Raw data:
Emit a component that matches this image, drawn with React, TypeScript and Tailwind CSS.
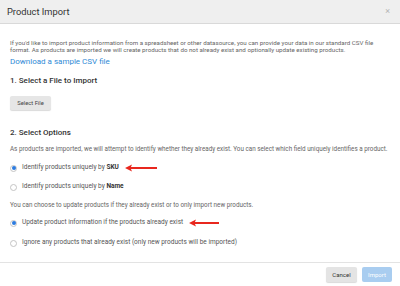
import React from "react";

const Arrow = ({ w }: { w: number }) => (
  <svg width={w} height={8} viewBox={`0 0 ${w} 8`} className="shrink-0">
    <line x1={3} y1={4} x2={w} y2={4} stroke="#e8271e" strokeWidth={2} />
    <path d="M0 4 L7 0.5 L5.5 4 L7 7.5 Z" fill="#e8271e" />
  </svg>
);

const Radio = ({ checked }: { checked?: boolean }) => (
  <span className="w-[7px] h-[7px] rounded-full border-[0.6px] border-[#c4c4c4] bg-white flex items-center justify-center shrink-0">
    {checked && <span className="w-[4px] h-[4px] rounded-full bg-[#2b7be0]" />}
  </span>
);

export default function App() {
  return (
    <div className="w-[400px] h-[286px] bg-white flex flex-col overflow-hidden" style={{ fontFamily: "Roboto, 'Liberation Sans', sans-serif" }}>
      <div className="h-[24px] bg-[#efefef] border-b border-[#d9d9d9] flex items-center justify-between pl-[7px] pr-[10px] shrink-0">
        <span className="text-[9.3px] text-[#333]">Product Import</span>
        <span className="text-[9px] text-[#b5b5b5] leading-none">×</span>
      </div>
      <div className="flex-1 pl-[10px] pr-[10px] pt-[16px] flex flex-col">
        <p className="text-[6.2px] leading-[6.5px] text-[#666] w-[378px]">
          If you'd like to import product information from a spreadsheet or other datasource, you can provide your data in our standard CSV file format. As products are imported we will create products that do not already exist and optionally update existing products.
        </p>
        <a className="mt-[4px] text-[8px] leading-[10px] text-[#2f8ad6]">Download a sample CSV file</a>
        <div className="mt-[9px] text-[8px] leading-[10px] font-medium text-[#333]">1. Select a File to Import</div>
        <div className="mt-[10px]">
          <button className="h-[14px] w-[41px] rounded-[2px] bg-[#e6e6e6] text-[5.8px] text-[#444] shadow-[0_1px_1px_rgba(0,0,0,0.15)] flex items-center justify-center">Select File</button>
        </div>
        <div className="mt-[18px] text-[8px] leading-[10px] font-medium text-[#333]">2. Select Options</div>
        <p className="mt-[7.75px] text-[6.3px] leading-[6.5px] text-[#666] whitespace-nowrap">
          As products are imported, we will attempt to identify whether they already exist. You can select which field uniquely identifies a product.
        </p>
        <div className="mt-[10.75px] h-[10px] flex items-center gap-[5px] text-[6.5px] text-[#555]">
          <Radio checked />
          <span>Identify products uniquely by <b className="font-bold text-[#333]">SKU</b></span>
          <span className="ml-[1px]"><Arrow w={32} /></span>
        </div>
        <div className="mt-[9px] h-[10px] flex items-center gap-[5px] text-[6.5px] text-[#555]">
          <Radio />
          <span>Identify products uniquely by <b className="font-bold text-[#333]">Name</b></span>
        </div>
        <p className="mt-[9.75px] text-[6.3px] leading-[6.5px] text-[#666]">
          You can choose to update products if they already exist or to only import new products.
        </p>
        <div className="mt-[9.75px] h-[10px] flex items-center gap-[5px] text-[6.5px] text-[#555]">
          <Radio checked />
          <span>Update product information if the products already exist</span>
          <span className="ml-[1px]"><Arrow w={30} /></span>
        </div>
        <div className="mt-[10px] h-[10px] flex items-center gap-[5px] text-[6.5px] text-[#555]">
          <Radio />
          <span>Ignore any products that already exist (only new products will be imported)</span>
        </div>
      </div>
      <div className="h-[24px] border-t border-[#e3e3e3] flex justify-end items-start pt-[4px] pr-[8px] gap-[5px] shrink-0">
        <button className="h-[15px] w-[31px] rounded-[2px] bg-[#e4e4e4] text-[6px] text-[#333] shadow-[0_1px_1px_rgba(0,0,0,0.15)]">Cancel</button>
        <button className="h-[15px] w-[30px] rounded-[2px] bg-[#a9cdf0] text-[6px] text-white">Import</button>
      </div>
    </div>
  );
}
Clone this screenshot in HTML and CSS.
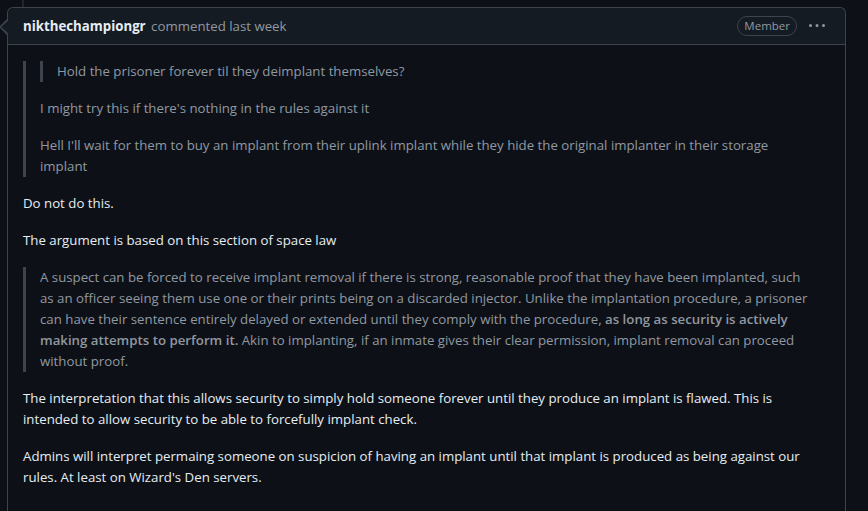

Task to complete:
In the records above, collect each line with "that".

Solution to this task:
Emit a component that matches this image, drawn with React, TypeScript and Tailwind CSS.
          If you'd like to import product information from a spreadsheet or other datasource, you can provide your data in our standard CSV file format. As products are imported we will create products that do not already exist and optionally update existing products.
          <span>Ignore any products that already exist (only new products will be imported)</span>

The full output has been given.